Andrew Jones: Excellent. A few of my questions have already been answered, but just a bit of color on 4Q first of all. You mentioned that the fixed costs were down EUR 38 million in 3Q, mainly on seasonality. I'm curious like how much of that should come back in 4Q? And taken together all the other moving parts on costs, I'm guessing that the wood costs don't make that much of a difference in the 4Q given the lag. But can you talk us through like wood, energy, some of the other moving parts as to how you see costs evolving into the fourth quarter? And then separately, I've just got a question on FBB sales to the U.S. I mean, is that profitable now? Like how should we think about margins on sales there? Have you changed your sales mix as a result of the tariffs and the currency moves? Like how are you looking at the different markets for your boxboard at the moment?

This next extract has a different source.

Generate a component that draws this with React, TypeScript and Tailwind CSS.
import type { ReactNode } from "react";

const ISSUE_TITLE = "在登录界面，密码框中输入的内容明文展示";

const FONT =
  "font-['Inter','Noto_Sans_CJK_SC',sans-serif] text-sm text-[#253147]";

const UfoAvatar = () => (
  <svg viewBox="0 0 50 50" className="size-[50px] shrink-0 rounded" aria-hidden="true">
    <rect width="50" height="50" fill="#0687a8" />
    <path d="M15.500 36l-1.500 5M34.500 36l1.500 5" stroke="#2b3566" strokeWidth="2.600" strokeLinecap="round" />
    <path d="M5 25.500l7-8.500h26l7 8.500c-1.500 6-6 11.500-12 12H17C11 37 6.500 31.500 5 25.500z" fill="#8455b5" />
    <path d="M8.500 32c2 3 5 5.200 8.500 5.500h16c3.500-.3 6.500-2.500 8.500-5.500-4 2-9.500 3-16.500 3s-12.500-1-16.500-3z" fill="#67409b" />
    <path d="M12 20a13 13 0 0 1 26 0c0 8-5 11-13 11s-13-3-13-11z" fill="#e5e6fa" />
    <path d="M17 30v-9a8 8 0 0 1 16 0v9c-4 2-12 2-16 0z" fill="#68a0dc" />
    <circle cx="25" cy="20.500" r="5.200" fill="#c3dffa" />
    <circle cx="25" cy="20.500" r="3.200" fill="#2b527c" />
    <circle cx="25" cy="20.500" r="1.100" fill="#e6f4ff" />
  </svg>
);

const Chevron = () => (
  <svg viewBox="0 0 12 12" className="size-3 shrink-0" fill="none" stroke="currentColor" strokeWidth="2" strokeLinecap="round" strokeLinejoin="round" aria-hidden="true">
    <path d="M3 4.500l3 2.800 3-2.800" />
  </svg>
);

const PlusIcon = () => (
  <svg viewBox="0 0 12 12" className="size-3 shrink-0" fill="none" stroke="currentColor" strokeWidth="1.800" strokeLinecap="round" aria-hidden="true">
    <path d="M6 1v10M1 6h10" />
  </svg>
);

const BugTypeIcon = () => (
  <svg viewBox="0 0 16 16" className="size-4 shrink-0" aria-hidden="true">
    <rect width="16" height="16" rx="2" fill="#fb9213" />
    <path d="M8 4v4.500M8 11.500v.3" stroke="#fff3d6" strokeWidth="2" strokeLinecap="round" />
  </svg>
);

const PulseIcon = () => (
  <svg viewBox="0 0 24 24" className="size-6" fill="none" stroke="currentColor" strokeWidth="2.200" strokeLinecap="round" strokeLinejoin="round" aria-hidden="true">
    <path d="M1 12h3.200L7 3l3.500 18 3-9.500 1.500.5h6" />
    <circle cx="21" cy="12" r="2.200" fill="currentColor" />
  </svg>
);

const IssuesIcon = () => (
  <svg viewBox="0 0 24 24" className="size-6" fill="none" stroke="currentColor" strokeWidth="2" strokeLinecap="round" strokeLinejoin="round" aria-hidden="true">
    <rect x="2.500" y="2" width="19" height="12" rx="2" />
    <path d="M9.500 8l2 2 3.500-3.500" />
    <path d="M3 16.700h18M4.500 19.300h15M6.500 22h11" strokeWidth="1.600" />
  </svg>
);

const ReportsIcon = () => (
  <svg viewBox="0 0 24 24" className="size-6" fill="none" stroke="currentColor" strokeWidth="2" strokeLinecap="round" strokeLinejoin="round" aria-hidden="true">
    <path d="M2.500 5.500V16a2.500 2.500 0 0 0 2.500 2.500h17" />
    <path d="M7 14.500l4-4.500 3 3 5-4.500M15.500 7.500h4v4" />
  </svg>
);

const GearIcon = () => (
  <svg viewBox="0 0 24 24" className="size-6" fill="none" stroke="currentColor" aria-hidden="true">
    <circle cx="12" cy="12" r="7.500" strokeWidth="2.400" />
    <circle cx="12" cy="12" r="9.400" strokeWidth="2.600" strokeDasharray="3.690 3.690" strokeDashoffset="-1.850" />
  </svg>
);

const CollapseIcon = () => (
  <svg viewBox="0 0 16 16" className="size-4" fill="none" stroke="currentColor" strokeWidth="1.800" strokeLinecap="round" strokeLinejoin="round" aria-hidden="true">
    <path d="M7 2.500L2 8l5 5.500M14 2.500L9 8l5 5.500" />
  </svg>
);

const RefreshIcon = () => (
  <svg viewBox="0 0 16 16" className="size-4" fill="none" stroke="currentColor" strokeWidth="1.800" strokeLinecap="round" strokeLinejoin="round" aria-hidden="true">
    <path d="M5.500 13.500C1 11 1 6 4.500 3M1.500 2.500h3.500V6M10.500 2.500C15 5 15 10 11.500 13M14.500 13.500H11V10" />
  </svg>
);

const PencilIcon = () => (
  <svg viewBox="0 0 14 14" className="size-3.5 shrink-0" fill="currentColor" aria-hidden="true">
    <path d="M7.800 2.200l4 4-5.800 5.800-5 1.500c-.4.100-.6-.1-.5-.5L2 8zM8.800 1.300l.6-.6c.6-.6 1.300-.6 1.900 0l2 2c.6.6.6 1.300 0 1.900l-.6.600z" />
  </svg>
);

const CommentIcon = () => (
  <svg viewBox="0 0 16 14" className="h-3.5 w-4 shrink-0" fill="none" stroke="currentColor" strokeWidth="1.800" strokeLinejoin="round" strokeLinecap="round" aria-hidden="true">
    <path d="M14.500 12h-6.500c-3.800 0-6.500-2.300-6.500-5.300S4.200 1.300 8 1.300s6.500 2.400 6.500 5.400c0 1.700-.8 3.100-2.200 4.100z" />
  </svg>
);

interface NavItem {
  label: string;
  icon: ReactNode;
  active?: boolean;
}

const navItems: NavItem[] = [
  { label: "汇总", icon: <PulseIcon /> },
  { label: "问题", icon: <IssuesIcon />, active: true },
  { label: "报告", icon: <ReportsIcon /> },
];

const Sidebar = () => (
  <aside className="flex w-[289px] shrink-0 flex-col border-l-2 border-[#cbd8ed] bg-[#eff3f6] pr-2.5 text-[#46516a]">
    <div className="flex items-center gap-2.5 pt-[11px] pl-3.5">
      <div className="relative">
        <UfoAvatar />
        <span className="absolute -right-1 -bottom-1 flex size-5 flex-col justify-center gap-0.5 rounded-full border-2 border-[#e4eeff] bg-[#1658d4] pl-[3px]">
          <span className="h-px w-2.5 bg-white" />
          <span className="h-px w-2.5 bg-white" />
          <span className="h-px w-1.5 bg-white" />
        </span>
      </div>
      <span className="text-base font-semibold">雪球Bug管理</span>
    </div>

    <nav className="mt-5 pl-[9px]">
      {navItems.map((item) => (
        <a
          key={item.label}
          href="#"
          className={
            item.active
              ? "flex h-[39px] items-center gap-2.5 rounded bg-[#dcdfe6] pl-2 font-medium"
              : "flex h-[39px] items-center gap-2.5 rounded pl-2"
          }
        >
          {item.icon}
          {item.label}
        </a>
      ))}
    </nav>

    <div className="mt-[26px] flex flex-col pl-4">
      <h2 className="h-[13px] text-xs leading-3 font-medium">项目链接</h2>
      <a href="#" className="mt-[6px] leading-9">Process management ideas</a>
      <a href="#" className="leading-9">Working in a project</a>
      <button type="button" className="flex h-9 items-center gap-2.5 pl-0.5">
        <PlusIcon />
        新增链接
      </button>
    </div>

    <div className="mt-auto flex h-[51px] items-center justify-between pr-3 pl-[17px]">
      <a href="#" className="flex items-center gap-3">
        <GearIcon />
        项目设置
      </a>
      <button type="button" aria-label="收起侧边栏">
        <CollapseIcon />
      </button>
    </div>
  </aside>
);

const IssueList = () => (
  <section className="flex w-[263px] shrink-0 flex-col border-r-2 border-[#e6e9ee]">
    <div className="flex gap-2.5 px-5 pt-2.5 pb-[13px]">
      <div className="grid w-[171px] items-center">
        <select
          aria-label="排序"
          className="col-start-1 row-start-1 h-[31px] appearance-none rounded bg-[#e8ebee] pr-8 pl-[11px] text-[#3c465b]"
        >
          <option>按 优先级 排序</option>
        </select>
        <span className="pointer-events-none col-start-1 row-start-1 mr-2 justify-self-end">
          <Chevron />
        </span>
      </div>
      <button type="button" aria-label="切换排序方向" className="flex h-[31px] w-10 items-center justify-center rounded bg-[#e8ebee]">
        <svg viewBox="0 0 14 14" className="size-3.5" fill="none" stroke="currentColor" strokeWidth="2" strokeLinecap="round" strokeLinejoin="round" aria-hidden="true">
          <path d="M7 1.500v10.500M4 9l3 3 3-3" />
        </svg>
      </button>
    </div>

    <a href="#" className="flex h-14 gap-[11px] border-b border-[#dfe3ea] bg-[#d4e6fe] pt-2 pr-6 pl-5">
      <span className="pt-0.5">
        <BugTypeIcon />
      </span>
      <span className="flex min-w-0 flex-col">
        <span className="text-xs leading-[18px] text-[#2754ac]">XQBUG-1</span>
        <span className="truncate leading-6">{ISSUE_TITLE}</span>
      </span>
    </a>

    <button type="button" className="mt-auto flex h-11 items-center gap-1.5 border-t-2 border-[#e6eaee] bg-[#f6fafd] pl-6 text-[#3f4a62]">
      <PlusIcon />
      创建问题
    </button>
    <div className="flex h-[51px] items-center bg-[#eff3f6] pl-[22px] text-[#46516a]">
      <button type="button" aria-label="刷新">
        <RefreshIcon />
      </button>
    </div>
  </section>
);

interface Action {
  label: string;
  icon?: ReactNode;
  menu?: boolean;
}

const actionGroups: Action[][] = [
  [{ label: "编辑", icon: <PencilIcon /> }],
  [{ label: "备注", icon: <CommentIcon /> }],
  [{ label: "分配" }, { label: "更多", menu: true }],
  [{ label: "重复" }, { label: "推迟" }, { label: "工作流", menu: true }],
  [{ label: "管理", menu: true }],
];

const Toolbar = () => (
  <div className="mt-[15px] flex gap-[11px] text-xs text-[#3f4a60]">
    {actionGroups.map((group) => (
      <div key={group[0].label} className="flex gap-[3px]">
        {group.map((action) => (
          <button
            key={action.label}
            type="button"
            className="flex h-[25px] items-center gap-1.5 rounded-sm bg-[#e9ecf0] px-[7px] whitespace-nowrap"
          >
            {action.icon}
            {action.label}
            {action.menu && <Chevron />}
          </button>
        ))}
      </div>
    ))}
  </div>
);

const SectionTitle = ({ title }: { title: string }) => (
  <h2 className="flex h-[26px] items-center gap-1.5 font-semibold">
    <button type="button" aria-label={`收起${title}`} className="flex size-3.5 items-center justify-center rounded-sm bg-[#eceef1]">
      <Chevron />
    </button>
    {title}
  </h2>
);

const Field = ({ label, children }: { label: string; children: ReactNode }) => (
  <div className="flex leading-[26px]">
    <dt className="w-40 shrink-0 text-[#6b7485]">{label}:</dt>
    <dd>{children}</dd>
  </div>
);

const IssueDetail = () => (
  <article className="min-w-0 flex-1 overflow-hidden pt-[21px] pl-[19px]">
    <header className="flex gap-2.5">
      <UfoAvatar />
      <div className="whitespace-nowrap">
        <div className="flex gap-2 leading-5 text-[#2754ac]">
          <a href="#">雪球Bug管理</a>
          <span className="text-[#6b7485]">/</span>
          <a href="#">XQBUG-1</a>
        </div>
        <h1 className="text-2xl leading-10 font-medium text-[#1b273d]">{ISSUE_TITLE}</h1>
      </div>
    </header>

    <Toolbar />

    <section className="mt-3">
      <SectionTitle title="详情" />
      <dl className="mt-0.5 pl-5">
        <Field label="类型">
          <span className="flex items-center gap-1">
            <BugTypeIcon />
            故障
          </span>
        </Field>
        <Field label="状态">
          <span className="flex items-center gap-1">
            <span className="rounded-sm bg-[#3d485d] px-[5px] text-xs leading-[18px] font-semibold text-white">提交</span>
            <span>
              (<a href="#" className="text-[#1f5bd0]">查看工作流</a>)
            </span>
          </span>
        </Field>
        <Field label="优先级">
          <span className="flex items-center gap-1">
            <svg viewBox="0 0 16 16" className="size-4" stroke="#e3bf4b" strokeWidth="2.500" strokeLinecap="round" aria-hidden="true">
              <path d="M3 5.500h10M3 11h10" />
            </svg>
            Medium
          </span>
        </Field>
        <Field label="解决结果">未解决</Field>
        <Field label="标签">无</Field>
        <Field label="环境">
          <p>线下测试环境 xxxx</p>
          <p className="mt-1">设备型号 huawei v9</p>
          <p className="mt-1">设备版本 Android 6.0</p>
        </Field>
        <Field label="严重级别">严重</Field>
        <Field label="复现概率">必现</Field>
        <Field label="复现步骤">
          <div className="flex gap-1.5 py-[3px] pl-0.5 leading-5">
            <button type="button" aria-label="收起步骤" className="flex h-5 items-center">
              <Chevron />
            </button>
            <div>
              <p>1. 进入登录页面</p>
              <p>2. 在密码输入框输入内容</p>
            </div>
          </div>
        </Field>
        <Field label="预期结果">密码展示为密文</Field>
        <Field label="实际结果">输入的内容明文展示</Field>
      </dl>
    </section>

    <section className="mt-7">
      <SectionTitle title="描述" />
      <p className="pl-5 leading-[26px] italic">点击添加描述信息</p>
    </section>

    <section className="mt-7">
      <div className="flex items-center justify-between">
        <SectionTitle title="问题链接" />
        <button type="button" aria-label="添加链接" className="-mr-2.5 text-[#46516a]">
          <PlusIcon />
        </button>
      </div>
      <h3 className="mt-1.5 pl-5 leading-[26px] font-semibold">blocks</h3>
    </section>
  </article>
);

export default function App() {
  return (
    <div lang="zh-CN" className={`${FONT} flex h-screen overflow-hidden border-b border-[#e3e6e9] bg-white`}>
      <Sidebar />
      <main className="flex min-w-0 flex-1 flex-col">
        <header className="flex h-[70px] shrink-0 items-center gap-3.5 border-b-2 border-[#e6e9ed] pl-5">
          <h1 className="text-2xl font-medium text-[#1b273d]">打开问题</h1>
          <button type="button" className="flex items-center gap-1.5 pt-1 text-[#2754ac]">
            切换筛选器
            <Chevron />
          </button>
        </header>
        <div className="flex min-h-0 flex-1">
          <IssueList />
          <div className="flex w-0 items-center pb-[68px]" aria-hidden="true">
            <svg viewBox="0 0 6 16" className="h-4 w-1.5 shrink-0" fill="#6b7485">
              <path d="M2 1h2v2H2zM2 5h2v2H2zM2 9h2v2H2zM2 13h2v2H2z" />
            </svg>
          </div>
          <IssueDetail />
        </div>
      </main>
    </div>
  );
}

Niclas Rosenlew: All right. Andrew, I'll take the first one. So fixed costs, very much as we said and we've said before, I mean, we are working a lot on cost scrutiny. And this is nothing new. We've been on it for some time, but there's still a lot to do. So, not commenting specifically now on Q4, but even kind of further out. And that absolutely will continue. Specifically in Q4, we continue with the normal maintenance. Maintenance stops should be roughly similar cost to Q3. And then on wood cost specifically, very much, as Hans said, we have seen some downward trend. And now we talk about the Nordics, Finland, Sweden. It's different in Central Europe. But again, very much as Hans said, it comes with a delay and we talk about a quarter or 2 or so. When it first goes into the inventory valuation, inventory value actually goes down. It has a slight negative impact on the short-term result. But then, of course, over time, it should start to help the result. So in that sense, it takes a while and don't expect any major impact or positive impact in Q4. Well, I mean, logistics has gone up a bit, chemicals down a bit, energy down a bit. So it's a bit more of a mixed bag.
Andrew Jones: So flattish sounds like the interpretation.
Niclas Rosenlew: Flattish, yes. Well, again, not commenting specifically on Q4, but more what we've seen up until now and in Q3.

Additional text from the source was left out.